Tuesday, October 9, 2007

France: mobilisation contre les tests ADN pour candidats à l'immigration

Amer Ouali

Agence France-Presse

Paris

Nicolas Sarkozy (Photo AFP)

Nicolas Sarkozy
Photo AFP

Mobilisant responsables religieux, intellectuels et politiques de droite comme de gauche, la protestation grandit en France pour empêcher un recours à des tests génétiques dans le cadre d'une nouvelle loi visant à limiter l'immigration voulue par le président Nicolas Sarkozy.

La bataille devait se poursuivre mercredi au Sénat sur le projet de loi sur l'immigration, déjà votée en première lecture à l'Assemblée, où le parti de droite UMP est majoritaire, malgré des réticences au sein même de la majorité sur l'amendement concernant les tests génétiques.

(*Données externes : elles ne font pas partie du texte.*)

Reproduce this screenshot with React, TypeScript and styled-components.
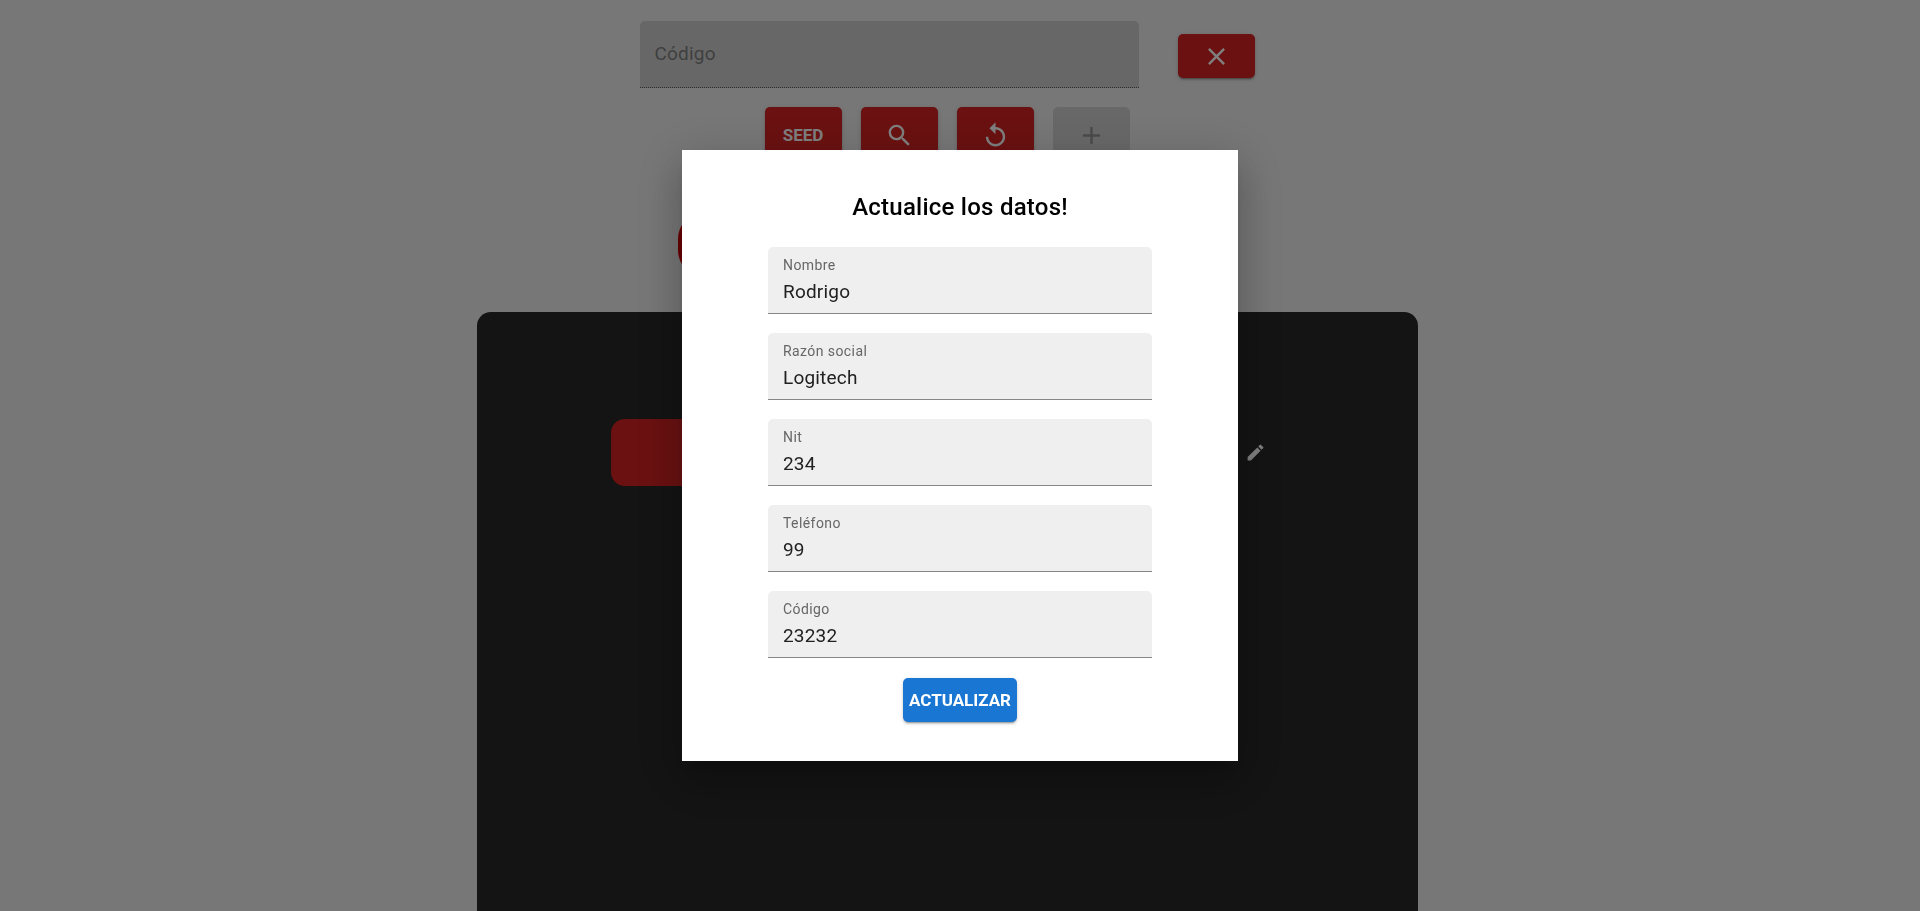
import React from "react";
import styled, { createGlobalStyle } from "styled-components";
import { MdSearch, MdReplay, MdAdd, MdClose, MdEdit } from "react-icons/md";

const GlobalStyle = createGlobalStyle`
  *, *::before, *::after { box-sizing: border-box; }
  body {
    margin: 0;
    height: 100vh;
    overflow: hidden;
    background: #eeeeee;
    font-family: Roboto, "Liberation Sans", sans-serif;
  }
`;

const Page = styled.main`
  display: flex;
  flex-direction: column;
  align-items: center;
  padding: 21px 26px 0 0;
`;

const SearchRow = styled.div`
  display: flex;
  align-items: flex-end;
  gap: 39px;
`;

const Field = styled.div<{ $muted?: boolean }>`
  position: relative;
  width: ${(p) => (p.$muted ? "499px" : "100%")};
  height: 67px;
  border-radius: 5px 5px 0 0;
  background: ${(p) => (p.$muted ? "rgba(0, 0, 0, 0.13)" : "#efefef")};
  border-bottom: 1px ${(p) => (p.$muted ? "dotted #5a5a5a" : "solid #868686")};
`;

const FieldLabel = styled.label<{ $large?: boolean }>`
  position: absolute;
  left: 15px;
  top: ${(p) => (p.$large ? "21px" : "9px")};
  font-size: ${(p) => (p.$large ? "19px" : "14px")};
  line-height: ${(p) => (p.$large ? "24px" : "18px")};
  letter-spacing: ${(p) => (p.$large ? "0.01em" : "0.03em")};
  color: ${(p) => (p.$large ? "#808080" : "#666666")};
  pointer-events: none;
`;

const FieldInput = styled.input`
  width: 100%;
  height: 100%;
  padding: 22px 15px 0;
  border: 0;
  outline: 0;
  background: transparent;
  font-family: inherit;
  font-size: 19px;
  letter-spacing: 0.01em;
  color: #212121;
`;

const Button = styled.button<{ $tone?: "red" | "blue" }>`
  display: flex;
  align-items: center;
  justify-content: center;
  min-width: 77px;
  height: 44px;
  padding: 0 6px;
  border: 0;
  border-radius: 5px;
  background: ${(p) => (p.$tone === "blue" ? "#1976d2" : "#d62222")};
  color: #ffffff;
  font-family: inherit;
  font-size: 17px;
  font-weight: 700;
  box-shadow: 0 3px 1px -2px rgba(0, 0, 0, 0.2), 0 2px 2px rgba(0, 0, 0, 0.14),
    0 1px 5px rgba(0, 0, 0, 0.12);

  &:disabled {
    background: rgba(0, 0, 0, 0.12);
    color: #969696;
    box-shadow: none;
  }
`;

const ClearSlot = styled.div`
  padding-bottom: 10px;
`;

const Actions = styled.div`
  display: flex;
  gap: 19px;
  margin-top: 19px;

  ${Button} {
    height: 56px;
  }
`;

const Pill = styled.div`
  width: 538px;
  height: 67px;
  margin-top: 48px;
  border-radius: 28px;
  background: #d60000;
`;

const Panel = styled.section`
  width: 941px;
  min-height: 640px;
  margin-top: 34px;
  padding: 107px 134px;
  border-radius: 14px;
  background: #282828;
`;

const ClientRow = styled.div`
  display: flex;
  align-items: center;
  padding-right: 18px;
`;

const ClientTag = styled.div`
  width: 600px;
  height: 67px;
  border-radius: 14px;
  background: #d62222;
`;

const EditButton = styled.button`
  display: flex;
  padding: 0;
  margin-left: auto;
  border: 0;
  background: none;
  color: #ffffff;
`;

const Backdrop = styled.div`
  position: fixed;
  inset: 0;
  display: flex;
  align-items: center;
  justify-content: center;
  background: rgba(0, 0, 0, 0.5);
`;

const Dialog = styled.form`
  display: flex;
  flex-direction: column;
  align-items: center;
  gap: 20px;
  width: 556px;
  padding: 41px 86px 39px;
  background: #ffffff;
  box-shadow: 0 11px 15px -7px rgba(0, 0, 0, 0.2), 0 24px 38px 3px rgba(0, 0, 0, 0.14),
    0 9px 46px 8px rgba(0, 0, 0, 0.12);
`;

const Title = styled.h2`
  margin: 0 0 4px;
  font-size: 24px;
  line-height: 32px;
  font-weight: 500;
  letter-spacing: 0.01em;
  color: #000000;
`;

const FieldList = styled.div`
  display: flex;
  flex-direction: column;
  gap: 19px;
  width: 100%;
`;

const fields = [
  { id: "nombre", label: "Nombre", value: "Rodrigo" },
  { id: "razon", label: "Razón social", value: "Logitech" },
  { id: "nit", label: "Nit", value: "234" },
  { id: "telefono", label: "Teléfono", value: "99" },
  { id: "codigo", label: "Código", value: "23232" },
];

export default function App() {
  return (
    <>
      <GlobalStyle />
      <Page>
        <SearchRow>
          <Field $muted>
            <FieldLabel $large htmlFor="buscar">Código</FieldLabel>
            <FieldInput id="buscar" disabled />
          </Field>
          <ClearSlot>
            <Button type="button" aria-label="Limpiar"><MdClose size={29} /></Button>
          </ClearSlot>
        </SearchRow>
        <Actions>
          <Button type="button">SEED</Button>
          <Button type="button" aria-label="Buscar"><MdSearch size={29} /></Button>
          <Button type="button" aria-label="Recargar"><MdReplay size={29} /></Button>
          <Button type="button" aria-label="Agregar" disabled><MdAdd size={29} /></Button>
        </Actions>
        <Pill />
        <Panel>
          <ClientRow>
            <ClientTag />
            <EditButton type="button" aria-label="Editar"><MdEdit size={21} /></EditButton>
          </ClientRow>
        </Panel>
      </Page>
      <Backdrop>
        <Dialog role="dialog" aria-labelledby="titulo">
          <Title id="titulo">Actualice los datos!</Title>
          <FieldList>
            {fields.map((f) => (
              <Field key={f.id}>
                <FieldLabel htmlFor={f.id}>{f.label}</FieldLabel>
                <FieldInput id={f.id} defaultValue={f.value} />
              </Field>
            ))}
          </FieldList>
          <Button type="button" $tone="blue">ACTUALIZAR</Button>
        </Dialog>
      </Backdrop>
    </>
  );
}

Le Chef de l'État s'est dit déjà «pas choqué» par cette mesure, qui prévoit le recours, à titre expérimental jusqu'en 2010 aux tests génétiques comme preuve de filiation en cas de regroupement familial.

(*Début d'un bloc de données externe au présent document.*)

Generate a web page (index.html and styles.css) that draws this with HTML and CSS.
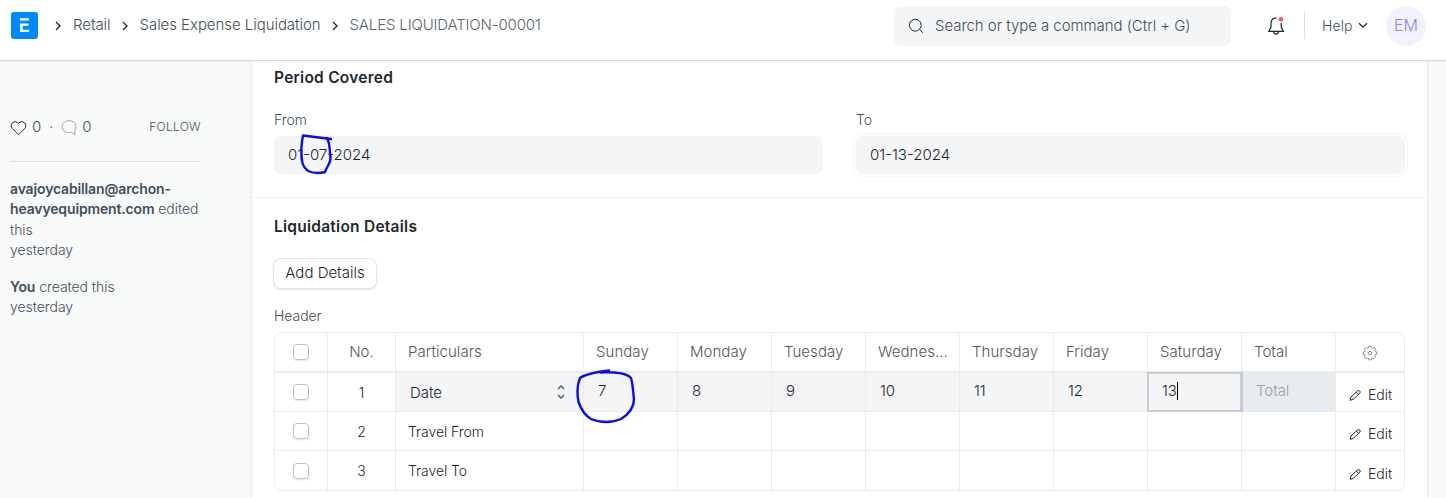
FILE: index.html
```html
<!DOCTYPE html>
<html lang="en">
<head>
    <meta charset="UTF-8">
    <meta name="viewport" content="width=device-width, initial-scale=1.0">
    <link rel="stylesheet" href="styles.css">
    <title>SALES LIQUIDATION-00001</title>
</head>
<body>
    <svg class="sprite">
        <symbol id="icon-right" viewBox="0 0 8 12"><path d="M2 2l4 4-4 4"/></symbol>
        <symbol id="icon-edit" viewBox="0 0 14 14"><path d="M2 12.300l.9-3.200 6.700-6.200a1.600 1.600 0 0 1 2.200 2.300L5.200 11.400zM8.300 4.100l2.300 2.300"/></symbol>
    </svg>

    <header class="navbar">
        <div class="breadcrumbs">
            <a class="logo" href="#">
                <svg width="27" height="27" viewBox="0 0 27 27"><rect width="27" height="27" rx="3"/><path d="M9 6.200h9v2.200H9zM9 11.500h8.500v2.200h-5.700v4H18.200v2.300H9z"/></svg>
            </a>
            <svg class="arrow"><use href="#icon-right"/></svg>
            <a class="crumb" href="#">Retail</a>
            <svg class="arrow"><use href="#icon-right"/></svg>
            <a class="crumb" href="#">Sales Expense Liquidation</a>
            <svg class="arrow"><use href="#icon-right"/></svg>
            <a class="crumb current" href="#">SALES LIQUIDATION-00001</a>
        </div>
        <div class="search">
            <svg width="16" height="16" viewBox="0 0 16 16"><circle cx="7.3" cy="7.2" r="5.9"/><path d="M11.5 11.5l3.3 3.3"/></svg>
            <span>Search or type a command (Ctrl + G)</span>
        </div>
        <svg class="bell" width="18" height="20" viewBox="0 0 18 20">
            <path d="M9.400 1.800C6 2 4 4 4 7v4L1.800 15.400h14.700L14.200 11V7M6.600 15.600a2.500 2.500 0 0 0 5 0"/>
            <circle cx="14" cy="3.300" r="2.300"/>
        </svg>
        <div class="help">
            <span>Help</span>
            <svg width="10" height="7" viewBox="0 0 10 7"><path d="M1 1.200l4 4 4-4"/></svg>
        </div>
        <div class="avatar">EM</div>
    </header>

    <div class="page">
        <aside class="sidebar">
            <div class="stats">
                <svg width="17" height="16" viewBox="0 0 17 16"><path d="M8.500 14.700L2.500 8.700a4.100 4.100 0 0 1 0-5.900 3.900 3.900 0 0 1 5.500 0l.5.6.5-.6a3.900 3.900 0 0 1 5.500 0 4.100 4.100 0 0 1 0 5.900z"/></svg>
                <span class="count">0</span>
                <span class="dot">·</span>
                <svg class="comment" width="16" height="17" viewBox="0 0 16 17"><path d="M13.800 15.800v-4.600A6.300 6.300 0 0 0 14.900 7.500c0-3.300-2.900-5.800-6.800-5.800S1.200 4.200 1.200 7.700s3 5.900 6.900 5.900c.8 0 1.700-.1 2.400-.4z"/></svg>
                <span class="count">0</span>
                <span class="follow">FOLLOW</span>
            </div>
            <p><b>avajoycabillan@archon-<br>heavyequipment.com</b> edited<br>this<br>yesterday</p>
            <p><b>You</b> created this<br>yesterday</p>
        </aside>

        <main class="form">
            <section class="period">
                <h2>Period Covered</h2>
                <div class="fields">
                    <div class="field">
                        <label>From</label>
                        <div class="control">01-07-2024
                            <svg class="mark" width="36" height="44" viewBox="0 0 36 44"><path d="M33 6L5 2.500C4 8 3 14 3.500 21s0 12 6.500 17c6 2.500 11 2.500 17 1 2-6 6-9 5.500-15C31 16 33 13 29 5"/></svg>
                        </div>
                    </div>
                    <div class="field outlined">
                        <label>To</label>
                        <div class="control">01-13-2024</div>
                    </div>
                </div>
            </section>

            <section class="details">
                <h2>Liquidation Details</h2>
                <button class="btn-add">Add Details</button>
                <label>Header</label>
                <div class="grid">
                    <div class="row head">
                        <div class="cell check"><i></i></div>
                        <div class="cell no">No.</div>
                        <div class="cell">Particulars</div>
                        <div class="cell">Sunday</div>
                        <div class="cell">Monday</div>
                        <div class="cell">Tuesday</div>
                        <div class="cell">Wednes...</div>
                        <div class="cell">Thursday</div>
                        <div class="cell">Friday</div>
                        <div class="cell">Saturday</div>
                        <div class="cell">Total</div>
                        <div class="cell gear">
                            <svg width="16" height="16" viewBox="0 0 16 16"><path d="M6.900 1.300h2.200l.5 1.600 1 .4 1.500-.8 1.500 1.500-.8 1.500.4 1 1.600.5v2.200l-1.600.5-.4 1 .8 1.500-1.500 1.500-1.500-.8-1 .4-.5 1.600H6.900l-.5-1.600-1-.4-1.500.8-1.500-1.500.8-1.500-.4-1-1.600-.5V7l1.600-.5.4-1-.8-1.500 1.500-1.500 1.500.8 1-.4z"/><circle cx="8" cy="8.100" r="1.800"/></svg>
                        </div>
                    </div>
                    <div class="row active">
                        <div class="cell check"><i></i></div>
                        <div class="cell no">1</div>
                        <div class="cell select">Date
                            <svg width="8" height="14" viewBox="0 0 8 14"><path d="M1 4l3-3 3 3M1 10l3 3 3-3"/></svg>
                        </div>
                        <div class="cell input">7
                            <svg class="mark" width="62" height="56" viewBox="0 0 62 56"><path d="M34 1.500C22 3 10 5 5 9 2 16 2 25 3.500 33 6 40 9 46 16 50c9 4 21 4 30 0 8-5 13-11 13-20C58 23 58 16 56 9c-3-4-9-5-17-5.500-5 0-10-.5-13 0"/></svg>
                        </div>
                        <div class="cell input">8</div>
                        <div class="cell input">9</div>
                        <div class="cell input">10</div>
                        <div class="cell input">11</div>
                        <div class="cell input">12</div>
                        <div class="cell input focus">13<span class="caret"></span></div>
                        <div class="cell input readonly">Total</div>
                        <div class="cell edit"><svg width="14" height="14"><use href="#icon-edit"/></svg>Edit</div>
                    </div>
                    <div class="row">
                        <div class="cell check"><i></i></div>
                        <div class="cell no">2</div>
                        <div class="cell">Travel From</div>
                        <div class="cell"></div>
                        <div class="cell"></div>
                        <div class="cell"></div>
                        <div class="cell"></div>
                        <div class="cell"></div>
                        <div class="cell"></div>
                        <div class="cell"></div>
                        <div class="cell"></div>
                        <div class="cell edit"><svg width="14" height="14"><use href="#icon-edit"/></svg>Edit</div>
                    </div>
                    <div class="row">
                        <div class="cell check"><i></i></div>
                        <div class="cell no">3</div>
                        <div class="cell">Travel To</div>
                        <div class="cell"></div>
                        <div class="cell"></div>
                        <div class="cell"></div>
                        <div class="cell"></div>
                        <div class="cell"></div>
                        <div class="cell"></div>
                        <div class="cell"></div>
                        <div class="cell"></div>
                        <div class="cell edit"><svg width="14" height="14"><use href="#icon-edit"/></svg>Edit</div>
                    </div>
                </div>
            </section>
        </main>
    </div>
</body>
</html>
```
FILE: styles.css
```css
* {
    box-sizing: border-box;
}
body {
    margin: 0;
    height: 498px;
    overflow: hidden;
    background-color: #f9fafa;
    font-family: Inter, "Liberation Sans", sans-serif;
    font-size: 14px;
    font-weight: 350;
    letter-spacing: -0.05px;
    color: #1f272e;
}
svg {
    fill: none;
    stroke: #1f272e;
    flex: none;
}
.sprite {
    display: none;
}

/* navbar */
.navbar {
    display: flex;
    align-items: center;
    height: 61px;
    padding: 0 20px 9px 11px;
    background-color: #fff;
    border-bottom: 1px solid #d6dadd;
    box-shadow: 0 1px 2px rgba(0, 0, 0, 0.08);
    position: relative;
    z-index: 2;
}
.breadcrumbs {
    display: flex;
    align-items: center;
    flex: 1;
    font-size: 15px;
    white-space: nowrap;
}
.logo {
    display: flex;
    margin-right: 16px;
}
.logo rect {
    fill: #0089ff;
    stroke: none;
}
.logo path {
    fill: #fff;
    stroke: none;
}
.arrow {
    width: 8px;
    height: 12px;
    margin-right: 11px;
    stroke-width: 1.3;
}
.crumb {
    margin-right: 10px;
    padding-bottom: 2px;
    color: #434f5a;
    text-decoration: none;
}
.current {
    color: #5a656e;
    letter-spacing: -0.15px;
}
.search {
    display: flex;
    align-items: center;
    gap: 11px;
    width: 337px;
    height: 40px;
    padding-left: 14px;
    border-radius: 7px;
    background-color: #f4f5f6;
    color: #434f5a;
    font-size: 15px;
    white-space: nowrap;
}
.bell {
    margin: 0 19px 0 36px;
    stroke-width: 1.2;
}
.bell circle {
    fill: #ff5858;
    stroke: none;
}
.help {
    display: flex;
    align-items: center;
    gap: 5px;
    height: 27px;
    width: 82px;
    padding-left: 17px;
    border-left: 1px solid #dcdfe1;
    color: #434f5a;
    letter-spacing: 0.1px;
}
.help svg {
    stroke-width: 1.3;
}
.avatar {
    width: 40px;
    height: 40px;
    line-height: 39px;
    border-radius: 50%;
    background-color: #f2f1fd;
    color: #8b85fa;
    font-size: 16px;
    text-align: center;
}

/* layout */
.page {
    display: flex;
    height: 437px;
}
.sidebar {
    width: 252px;
    padding: 56px 51px 0 10px;
    color: #434f5a;
    line-height: 20.4px;
}
.sidebar p {
    margin: 0 0 16px;
    white-space: nowrap;
}
.sidebar b {
    font-weight: 600;
    letter-spacing: -0.15px;
}
.stats {
    display: flex;
    align-items: center;
    height: 45px;
    margin-bottom: 17px;
    padding-bottom: 23px;
    border-bottom: 1px solid #dcdfe1;
}
.count {
    font-size: 15px;
    margin-left: 5px;
}
.dot {
    margin: 0 8px;
}
.comment {
    stroke: #98a1a9;
}
.follow {
    margin-left: auto;
    font-size: 12px;
    letter-spacing: 0.3px;
}
.form {
    width: 1175px;
    background-color: #fff;
    box-shadow: 0 0 3px rgba(0, 0, 0, 0.14);
}
h2 {
    margin: 0;
    font-size: 15.5px;
    font-weight: 600;
    line-height: 20px;
    letter-spacing: 0.25px;
}
label {
    display: block;
    line-height: 18px;
    color: #434f5a;
}
.period {
    height: 137px;
    padding: 7px 22px 0;
    border-bottom: 1px solid #f1f2f3;
}
.fields {
    display: flex;
    gap: 33px;
    margin-top: 23px;
}
.field {
    flex: 1;
}
.control {
    position: relative;
    height: 38px;
    margin-top: 7px;
    padding-left: 14px;
    border-radius: 7px;
    background-color: #f4f5f6;
    font-size: 15px;
    line-height: 37px;
    letter-spacing: 0;
}
.outlined .control {
    box-shadow: 0 0 0 2px #fff, 0 0 0 3px #f4f5f6;
}
.mark {
    position: absolute;
    stroke: #0a0af5;
    stroke-width: 2.4;
    stroke-linecap: round;
    stroke-linejoin: round;
    z-index: 3;
}
.control .mark {
    left: 24px;
    top: -3px;
}
.details {
    padding: 19px 22px 0;
}
.details label {
    margin-bottom: 7px;
}
.btn-add {
    display: block;
    width: 104px;
    height: 31px;
    margin: 21px 0 18px -1px;
    padding: 0 0 2px;
    border: 1px solid #e2e4e6;
    border-radius: 8px;
    background-color: #fff;
    box-shadow: 0 1px 2px rgba(0, 0, 0, 0.1);
    color: #1f272e;
    font: inherit;
    font-size: 15px;
    letter-spacing: 0;
}

/* child table */
.grid {
    width: 1131px;
    border: 1px solid #e9ecef;
    border-radius: 7px;
}
.row {
    display: grid;
    grid-template-columns: 53px 68px 188px repeat(8, 94px) 68px;
    height: 39px;
    border-bottom: 1px solid #e9ecef;
}
.row:last-child {
    border-bottom: 0;
}
.head {
    height: 40px;
    border-bottom-width: 2px;
    color: #505a62;
    font-size: 15px;
    letter-spacing: 0.05px;
}
.cell {
    display: flex;
    align-items: center;
    padding-left: 12px;
    border-right: 1px solid #e9ecef;
    white-space: nowrap;
}
.head .cell {
    padding-bottom: 2px;
}
.cell:last-child {
    border-right: 0;
}
.check,
.no,
.gear {
    justify-content: center;
    padding-left: 0;
}
.head .check {
    padding-bottom: 0;
}
.gear svg {
    stroke: #858d95;
    margin-top: 4px;
}
.check i {
    width: 16px;
    height: 16px;
    border: 1px solid #bcc2c8;
    border-radius: 4px;
    box-shadow: 0 1px 2px rgba(0, 0, 0, 0.1);
}
.select {
    justify-content: space-between;
    padding: 0 18px 0 14px;
    background-color: #f4f5f6;
    font-size: 15px;
}
.select svg {
    stroke: #4c5a67;
    stroke-width: 1.4;
}
.input {
    position: relative;
    padding: 0 0 3px 14px;
    background-color: #f4f5f6;
    font-size: 15px;
}
.input .mark {
    left: -9px;
    top: -4px;
}
.focus {
    z-index: 1;
    box-shadow: 0 0 0 1px #c9cdd2, inset 0 0 0 1px #c9cdd2;
    border-right-color: #c9cdd2;
}
.caret {
    width: 1px;
    height: 18px;
    background-color: #000;
}
.readonly {
    background-color: #e9ecef;
    color: #98a1a9;
}
.edit {
    gap: 6px;
    padding: 5px 0 0 12px;
}
.edit svg {
    margin-top: 1px;
}
```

Mais la surprise est venu du Sénat, où la commission des lois a rejeté l'amendement controversé la semaine dernière. Depuis, le gouvernement tente de trouver une porte de sortie pour faire voter son texte.

Car cette disposition sur les tests génétiques a suscité une levée de boucliers, ses opposants estimant notamment qu'elle allait à l'encontre des traditions de la France.

Le président de la Commission de l'Union africaine (UA) Alpha Oumar Konaré, a jugé les tests génétiques «inacceptables au niveau éthique, moral et culturel».

Le quotidien de gauche Libération titrait mercredi sur le «le font du refus» et a lancé une pétition réclament le retrait du dispositif signée par des hommes politiques, intellectuels, syndicalistes et artistes.

Ancien premier ministre de droite, ex-rival de M. Sarkozy, Dominique de Villepin a signé ce texte, estimant que ce type de législation «n'a pas de place» en France, un pays qui a déjà «connu, malheureusement, les rafles et le rejet de l'autre».

Le leader centriste François Bayrou estime que le projet de loi vise à appliquer aux immigrés une «mécanique biologique» qu'«on ne songe pas à imposer aux citoyens français».

L'actrice Isabelle Adjani, née à Paris d'une mère allemande et d'un père algérien a signé le texte «au nom de la dignité humaine» parce qu'elle ne veut «pas croire qu'on puisse envisager cette sorte de purification par la race».

Les représentants religieux s'en prennent pour leur part à l'esprit général du projet de loi. La conférence des évêques a déploré à propos des tests ADN «une grave dérive sur le sens de l'homme et la dignité de la famille».

«Notre humanisme profond de musulman est heurté par ce recours banalisé à l'ADN», a écrit la semaine dernière le recteur de la mosquée de Lyon, Kamel Kabtane.

Refusant de «laisser caricaturer un texte que le gouvernement a voulu à la fois juste et protecteur», le ministre de l'Immigration, Brice Hortefeux, a tout de même donné des signes de recul.

Il s'est dit mardi favorable à ce que les tests ADN soient sous le contrôle de la justice et, surtout, que la recherche de filiation s'effectue à partir de la seule mère plutôt qu'avec le père. La révélation de naissances hors mariage avec ses éventuelles conséquences sur les familles fait partie des arguments mis en avant par les opposants aux tests ADN.

Le gouvernement se défend en rappelant que les tests sont en usage, pour certains depuis plus de 10 ans, dans 11 pays d'Europe.

Les Français «ont une conception de la nation et une notion d'universalisme qui sont différentes ainsi qu'un code civil qui ne distingue pas les enfants légitimes des enfants naturels et adoptés», a expliqué à l'AFP le spécialiste de l'immigration Patrick Weil pour expliquer l'ampleur du débat politique et moral sur le sujet.

Pour lui, l'amendement sur les tests ADN vise avant tout l'Afrique, et cela choque, car il y a un «lien particulier» entre la France et le continent noir.